Local MPPs call alleged harassment at former Windsor Jail 'unacceptable'
Two local MPPs say the harassment a former corrections officer allegedly faced while working at the Windsor Jail is "unacceptable."
Earlier this week, CBC News reported the story of Nadine Bauer, who says her fellow correctional officers distributed intimate photos of her, left her equipment soaked in urine and called her and her unborn daughter racist names while she worked as a guard at the Windsor Jail.
Rick Nicholls is the MPP for Chatham-Kent-Essex and also the Official Opposition Community Safety and Correctional Services Critic for the Progressive Conservatives.
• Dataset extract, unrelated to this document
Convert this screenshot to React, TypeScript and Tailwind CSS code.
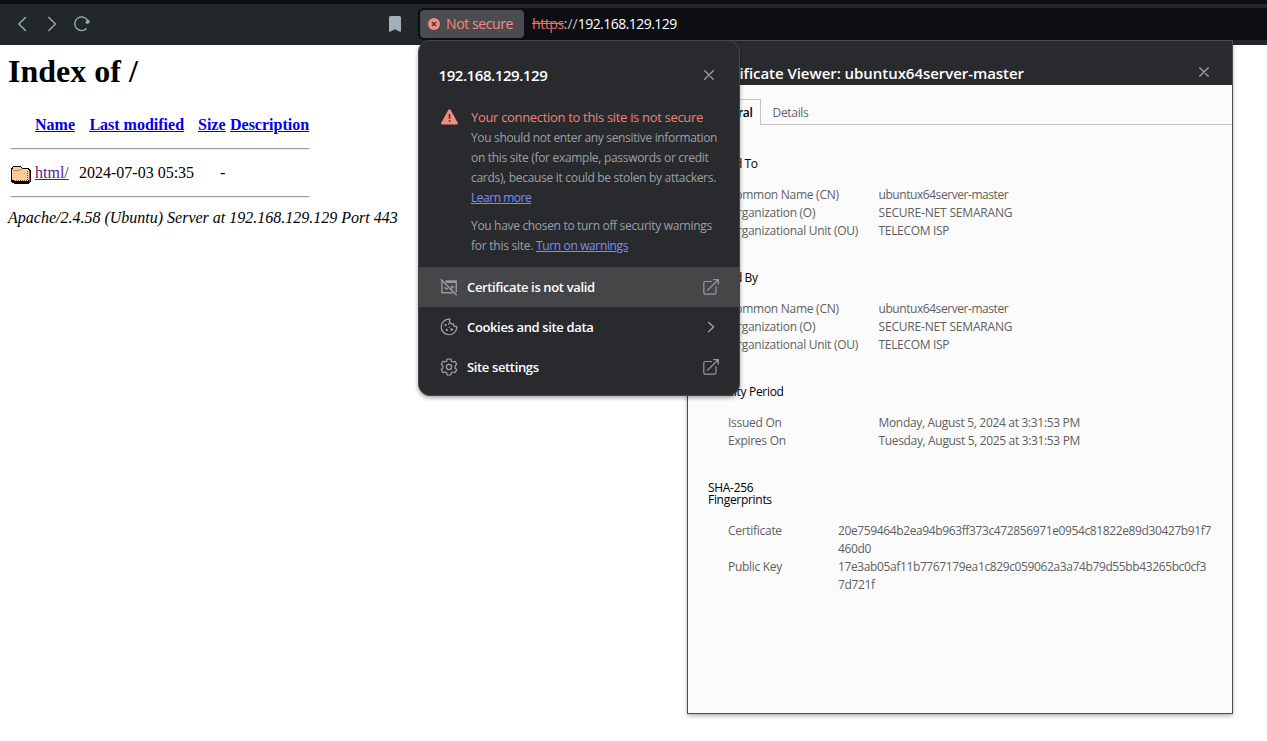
import React from "react";

function CloseIcon() {
  return (
    <svg width="10" height="10" viewBox="0 0 10 10" fill="none" stroke="#9da0a3" strokeWidth="1.3" strokeLinecap="round">
      <path d="M.7.7l8.6 8.6M9.3.7L.7 9.3" />
    </svg>
  );
}

function ExternalIcon() {
  return (
    <svg width="16" height="16" viewBox="0 0 16 16" fill="none" stroke="#96999c" strokeWidth="1.2" strokeLinecap="round" strokeLinejoin="round">
      <path d="M8.5 2.5H2.2a1.4 1.4 0 0 0-1.4 1.4v9.7A1.6 1.6 0 0 0 2.4 15.2h9a1.6 1.6 0 0 0 1.6-1.6V7.5" />
      <path d="M4.5 11.2L15.2.8M10.7.7h4.6v4.6" />
    </svg>
  );
}

function ChevronIcon() {
  return (
    <svg width="16" height="16" viewBox="0 0 16 16" fill="none" stroke="#a3a6a9" strokeWidth="1.3" strokeLinecap="round" strokeLinejoin="round">
      <path d="M5.5 3.3L10.6 8l-5.1 4.7" />
    </svg>
  );
}

function CertificateOffIcon() {
  return (
    <svg width="18" height="18" viewBox="0 0 18 18" fill="none" stroke="#96999c">
      <path d="M3.3 3.5H1.9v11.2h10.9M5.2 3.2h11.1v11" strokeWidth="1.4" />
      <path d="M6 3.8h10.3" strokeWidth="2.4" />
      <path d="M.8 1.2l15.9 15.9" strokeWidth="1.5" />
      <path d="M4.6 9.3l1.8 1.9 1.6-1.2M11.6 7.2l.4 1.4 1.5.4-1.5.5-.4 1.3-.8-1.3" strokeWidth="1.3" />
    </svg>
  );
}

function CookieIcon() {
  return (
    <svg width="18" height="18" viewBox="0 0 18 18" fill="none" stroke="#a3a6a9" strokeWidth="1.2" strokeLinejoin="round">
      <path d="M9.9 1.2A7.8 7.8 0 1 0 16.8 8.6a3.2 3.2 0 0 1-3.6-2.7A3.1 3.1 0 0 1 9.9 1.2z" />
      <g fill="#a3a6a9" stroke="none">
        <circle cx="5.6" cy="7" r="1.1" />
        <circle cx="8.8" cy="5.9" r=".8" />
        <circle cx="6.8" cy="11.9" r="1.1" />
        <circle cx="11.7" cy="11.5" r="1.3" />
        <circle cx="9.3" cy="9.2" r=".6" />
      </g>
    </svg>
  );
}

function GearIcon() {
  return (
    <svg width="18" height="18" viewBox="0 0 18 18" fill="none" stroke="#a3a6a9" strokeWidth="1.2" strokeLinejoin="round">
      <path d="M7.2 1h3.6l.5 2.2 1.4.8 2.2-.7 1.8 3.1-1.6 1.6v2l1.6 1.6-1.8 3.1-2.2-.7-1.4.8-.5 2.2H7.2l-.5-2.2-1.4-.8-2.2.7-1.8-3.1L2.9 10V8L1.3 6.4l1.8-3.1 2.2.7 1.4-.8z" />
      <circle cx="9" cy="9" r="2.6" />
    </svg>
  );
}

function FolderIcon() {
  return (
    <svg width="20" height="18" viewBox="0 0 20 18" shapeRendering="crispEdges">
      <path d="M2 0h8v1h1v1h7v1h1v1h1v12h-1v1h-1v1H3v-1H1v-1H0V2h1V1h1z" fill="#000" />
      <path d="M2 1h8v1h1v1h6v1h1v10h-1v1H3v-1H1V3h1z" fill="#ffcc99" />
      <path d="M2 4h7v1H2zM9 3h2v1H9z" fill="#c58a55" />
      <path d="M3 14.5h14M16.5 5v10" stroke="#7d542f" strokeWidth="1" strokeDasharray="1 1" fill="none" />
      <path d="M18 5h1v11h-1z" fill="#666" />
    </svg>
  );
}

function Toolbar() {
  return (
    <header className="flex h-[45px] shrink-0 border-t-4 border-[#0d0e13] bg-[#222729]">
      <div className="flex w-[418px] items-center pb-[1px]">
        <svg className="ml-[16px]" width="12" height="16" viewBox="0 0 12 16" fill="none" stroke="#9fb0b8" strokeWidth="1.3" strokeLinecap="round" strokeLinejoin="round">
          <path d="M9.5 1.5L2.8 8l6.7 6.5" />
        </svg>
        <svg className="ml-[18px]" width="12" height="16" viewBox="0 0 12 16" fill="none" stroke="#9fb0b8" strokeWidth="1.3" strokeLinecap="round" strokeLinejoin="round">
          <path d="M2.8 1.5L9.5 8l-6.7 6.5" />
        </svg>
        <svg className="ml-[16px]" width="16" height="16" viewBox="0 0 16 16" fill="none" stroke="#9fb0b8" strokeWidth="1.3" strokeLinecap="round">
          <path d="M12.3 12.7A6.8 6.8 0 1 1 13.4 4.2" />
          <circle cx="13.4" cy="6" r="1.7" fill="#9fb0b8" stroke="none" />
          <path d="M15 4.2v2.6h-2.8z" fill="#9fb0b8" strokeWidth=".8" />
        </svg>
        <svg className="ml-[299px]" width="12" height="16" viewBox="0 0 12 16" fill="#9fb0b8">
          <path d="M1.5 0h9a1.5 1.5 0 0 1 1.5 1.5V15.3a.6.6 0 0 1-1 .4L6 13.3 1 15.7a.6.6 0 0 1-1-.4V1.5A1.5 1.5 0 0 1 1.5 0z" />
        </svg>
      </div>
      <div className="mt-1 flex h-8 flex-1 items-center rounded-l-md bg-[#0d0e13] pl-0.5">
        <div className="flex h-7 w-[104px] items-center gap-[6px] rounded bg-[#4b4c50] pl-2">
          <svg width="12" height="12" viewBox="0 0 12 12">
            <circle cx="6" cy="6" r="6" fill="#f28b82" />
            <path d="M4 4l4 4M8 4L4 8" stroke="#4b3436" strokeWidth="1.4" />
          </svg>
          <span className="text-[14px] leading-7 tracking-[-0.4px] text-[#f28b82]">Not secure</span>
        </div>
        <div className="ml-2 flex text-[14px] leading-7 text-white">
          <span className="tracking-[-0.4px] text-[#f07068] line-through">https</span>
          <span className="tracking-[-0.02px] text-[#b5bdc2]">://</span>
          <span className="tracking-[-0.54px]">192.168.129.129</span>
        </div>
      </div>
    </header>
  );
}

function DirectoryIndex() {
  return (
    <main className="flex flex-col pl-2 pt-[8px] font-['Liberation_Serif',serif] text-[16px] leading-[18px] text-black">
      <h1 className="text-[32px] font-bold leading-[36px]">Index of /</h1>
      <div className="mt-[27px] flex pl-[27px] font-bold text-[#0000ee] underline">
        <a className="w-[54.4px]">Name</a>
        <a className="w-[108.6px] whitespace-nowrap">Last modified</a>
        <a className="w-[32px]">Size</a>
        <a>Description</a>
      </div>
      <div className="ml-[3px] mt-[14px] h-[2px] w-[298px] border-b border-t border-b-[#eeeeee] border-t-[#9a9a9a]" />
      <div className="ml-[3px] mt-[14px] flex h-[20px]">
        <div className="mt-[2px] w-[24px]"><FolderIcon /></div>
        <a className="w-[44px] text-[#551a8b] underline">html/</a>
        <span className="w-[141px]">2024-07-03 05:35</span>
        <span>-</span>
      </div>
      <div className="ml-[3px] mt-[12px] h-[2px] w-[298px] border-b border-t border-b-[#eeeeee] border-t-[#9a9a9a]" />
      <address className="mt-[11px] italic">Apache/2.4.58 (Ubuntu) Server at 192.168.129.129 Port 443</address>
    </main>
  );
}

function Row({ label, value, track }: { label: string; value: string; track: string }) {
  return (
    <div className="flex">
      <span className="w-[150.5px] tracking-[-0.27px]">{label}</span>
      <span className={track}>{value}</span>
    </div>
  );
}

function Identity({ title }: { title: string }) {
  return (
    <section className="mb-[32px]">
      <h3 className="mb-[16px] w-[49px] whitespace-nowrap leading-3 tracking-[-0.4px] text-black">{title}</h3>
      <div className="pl-5">
        <Row label="Common Name (CN)" value="ubuntux64server-master" track="tracking-[-0.44px]" />
        <Row label="Organization (O)" value="SECURE-NET SEMARANG" track="tracking-[-0.18px]" />
        <Row label="Organizational Unit (OU)" value="TELECOM ISP" track="tracking-[-0.31px]" />
      </div>
    </section>
  );
}

function CertificateViewer() {
  return (
    <div className="absolute left-[687px] top-[40px] flex h-[674px] w-[546px] flex-col border border-[#4a4b4d] bg-[#fbfbfb] shadow-[0_2px_4px_rgba(0,0,0,0.3)]">
      <div className="flex h-[44px] justify-between bg-[#292a2d]">
        <h2 className="mt-[22px] w-[336px] whitespace-nowrap text-right text-[15px] font-semibold leading-5 tracking-[-0.05px] text-white">Certificate Viewer: ubuntux64server-master</h2>
        <div className="mr-[23px] mt-[26px]"><CloseIcon /></div>
      </div>
      <div className="mt-[14px] flex h-[26px] text-[12px] leading-[26px]">
        <div className="w-[20px] border-b border-[#c3c3c3]" />
        <div className="w-[53px] border-l border-r border-t border-[#c3c3c3] pr-[10px] text-right font-semibold tracking-[-0.3px] text-black">General</div>
        <div className="flex-1 border-b border-[#c3c3c3] pl-[11.5px] pt-px tracking-[-0.31px] text-[#666]">Details</div>
      </div>
      <div className="px-5 pt-[33px] text-[12px] leading-[18px] text-[#5f5f5f]">
        <Identity title="Issued To" />
        <Identity title="Issued By" />
        <section className="mb-[32px]">
          <h3 className="mb-[16px] leading-3 tracking-[-0.3px] text-black">Validity Period</h3>
          <div className="pl-5">
            <Row label="Issued On" value="Monday, August 5, 2024 at 3:31:53 PM" track="tracking-[-0.32px]" />
            <Row label="Expires On" value="Tuesday, August 5, 2025 at 3:31:53 PM" track="tracking-[-0.34px]" />
          </div>
        </section>
        <section>
          <h3 className="mb-[16px] leading-3 tracking-[-0.3px] text-black">SHA-256<br />Fingerprints</h3>
          <div className="grid grid-cols-[110px_1fr] whitespace-nowrap pl-5">
            <span className="tracking-[-0.29px]">Certificate</span>
            <span className="tracking-[-0.38px]">20e759464b2ea94b963ff373c472856971e0954c81822e89d30427b91f7<br />460d0</span>
            <span className="tracking-[-0.29px]">Public Key</span>
            <span className="tracking-[-0.38px]">17e3ab05af11b7767179ea1c829c059062a3a74b79d55bb43265bc0cf3<br />7d721f</span>
          </div>
        </section>
      </div>
    </div>
  );
}

function MenuRow({ icon, label, end, active }: { icon: React.ReactNode; label: string; end: React.ReactNode; active?: boolean }) {
  return (
    <div className={`flex h-10 items-center pl-[21px] pr-5 ${active ? "bg-[#454648]" : ""}`}>
      <div className="w-[27px]">{icon}</div>
      <span className="flex-1 text-[13px] font-semibold leading-5 tracking-[-0.36px] text-white">{label}</span>
      {end}
    </div>
  );
}

function SiteInfoPopup() {
  return (
    <div className="absolute left-[418px] top-[40px] flex h-[356px] w-[322px] flex-col overflow-hidden rounded-xl border border-[#454648] bg-[#292a2d] shadow-[0_2px_4px_rgba(0,0,0,0.35)]">
      <div className="flex h-[66px] items-start justify-between pl-[19.5px] pr-[25px] pt-[24px]">
        <h2 className="text-[15px] font-semibold leading-5 tracking-[-0.43px] text-white">192.168.129.129</h2>
        <div className="mt-[5px]"><CloseIcon /></div>
      </div>
      <div className="flex h-[160px]">
        <div className="w-[52px] pl-[21.5px] pt-[2px]">
          <svg width="17" height="16" viewBox="0 0 17 16">
            <path d="M7.3 1a1.4 1.4 0 0 1 2.4 0l6.9 12.5A1.4 1.4 0 0 1 15.4 15.6H1.6A1.4 1.4 0 0 1 .4 13.5z" fill="#f28b82" />
            <path d="M7.7 5h1.7v4.7H7.7zM7.7 11h1.7v1.7H7.7z" fill="#4a3335" />
          </svg>
        </div>
        <div className="whitespace-nowrap text-[12px] leading-5 text-[#9aa0a6]">
          <div className="text-[13px] tracking-[-0.32px] text-[#f28076]">Your connection to this site is not secure</div>
          <p className="pt-px tracking-[-0.3px]">
            <span className="tracking-[-0.34px]">You should not enter any sensitive information</span><br />
            on this site (for example, passwords or credit<br />
            cards), because it could be stolen by attackers.<br />
            <a className="tracking-[-0.48px] text-[#7b8cff] underline">Learn more</a>
          </p>
          <p className="mt-2 tracking-[-0.32px]">
            You have chosen to turn off security warnings<br />
            <span className="tracking-[-0.25px]">for this site. </span><a className="tracking-[-0.37px] text-[#7b8cff] underline">Turn on warnings</a>
          </p>
        </div>
      </div>
      <MenuRow active icon={<CertificateOffIcon />} label="Certificate is not valid" end={<ExternalIcon />} />
      <MenuRow icon={<CookieIcon />} label="Cookies and site data" end={<ChevronIcon />} />
      <MenuRow icon={<GearIcon />} label="Site settings" end={<ExternalIcon />} />
    </div>
  );
}

export default function App() {
  return (
    <div className="relative flex h-[741px] w-[1267px] flex-col overflow-hidden bg-white font-['Open_Sans','Noto_Sans',sans-serif]">
      <Toolbar />
      <DirectoryIndex />
      <CertificateViewer />
      <SiteInfoPopup />
    </div>
  );
}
"First thoughts that come to my mind is there is no place in any environment for irresponsible comments due to one's ethnicity or comments made of a sexual nature," said Nicholls, who admitted this is not the first time he has heard about situations like this in provincial detention centres.
Nicholls said it's clear correctional officers at the former Windsor Jail "probably didn't have supervisors who were up to speed in the way in which the 21st century now operates."
The MPP also said a lack of updated training and testing to ensure officers understand what the rules are could allow issues at the facility to continue with the next generation of managers unless a change is made, and soon.
"They think 'This is the way I have to act because this is the way my previous bosses acted,'" he explained.
"We don't want people to quit because they're feeling harassed due to race, colour or creed. It has to stop and I think it needs to come from the top."
Nicholls' comments echo the hopes of Bauer and Iosko Assenov, two former jail guards who shared their own stories of discrimination and abuse at the two facilities.
Bauer worked at the Windsor Jail between 2002 and 2010 when she alleges the harassment occurred.
Assenov started working at the South West Detention Centre when it replaced the Windsor Jail in 2014. He said the issues that plagued Bauer were present in the new jail too and describes it as a "poison work environment" where racism and bullying were rampant.
Breaking the 'Code of Silence"
Both former guards said inaction from management and the "Code of Silence," an unspoken agreement among jail guards that they don't rat on each other, allows abuse to continue.
"Corrections is a subculture. Nobody wants to rat anybody out, so everything is, for the most part, hidden," Assenov explained. "When somebody goes to management and says 'Hey there is a systemic racial issue here' and it comes back to those officers who are being racist … then it comes back on you as the guy who's the rat. So, it's a form of punishment."
Bauer also said reporting incidents only made things tougher for her.
"Coming forward is worse because if there's no discipline or they don't solve the problem, people just become more hateful and more bold."
Lack of management support
Nicholls identified that lack of support from management as another issue plaguing corrections and said it needs to be dealt with.
"It's very clear the correctional officers don't feel they have the support of their management team [or] that their management team is out to get them," he said. "You go to ... management with an allegation and does management take it serious or not? In my opinion they don't take it as serious as they need to and should."
Ministry of Community Safety and Correctional Services spokesperson, Andrew Morrison, would not comment on either Bauer's or Assenov's case because of privacy concerns.
He did say the government is working on restructuring corrections and enhancing a code of its own as a way to combat the challenges officers like Bauer and Assenov say they experienced.
Marie-France Lalonde, Ontario's Minister of Community Safety and Correctional Services also responded to the allegations from former guards by pledging the province is working to build a "modern correctional system."
She pointed to the establishment of a Chief of Investigations for the ministry, who will "investigate allegations of staff misconduct and recommend disciplinary action" as evidence of that effort.
MPP says it can't be tolerated
Taras Natyshak is the NDP MPP for Essex. He said an experience like Bauer's can't be tolerated in any workplace, "let alone a public facility under the watch of our provincial government."
Natyshak said it is important to encourage workplaces to support people who feel as though they have been harassed at work and to quickly make sure those workers are protected.
"We are in an era where that isn't accepted anymore, and it shouldn't be."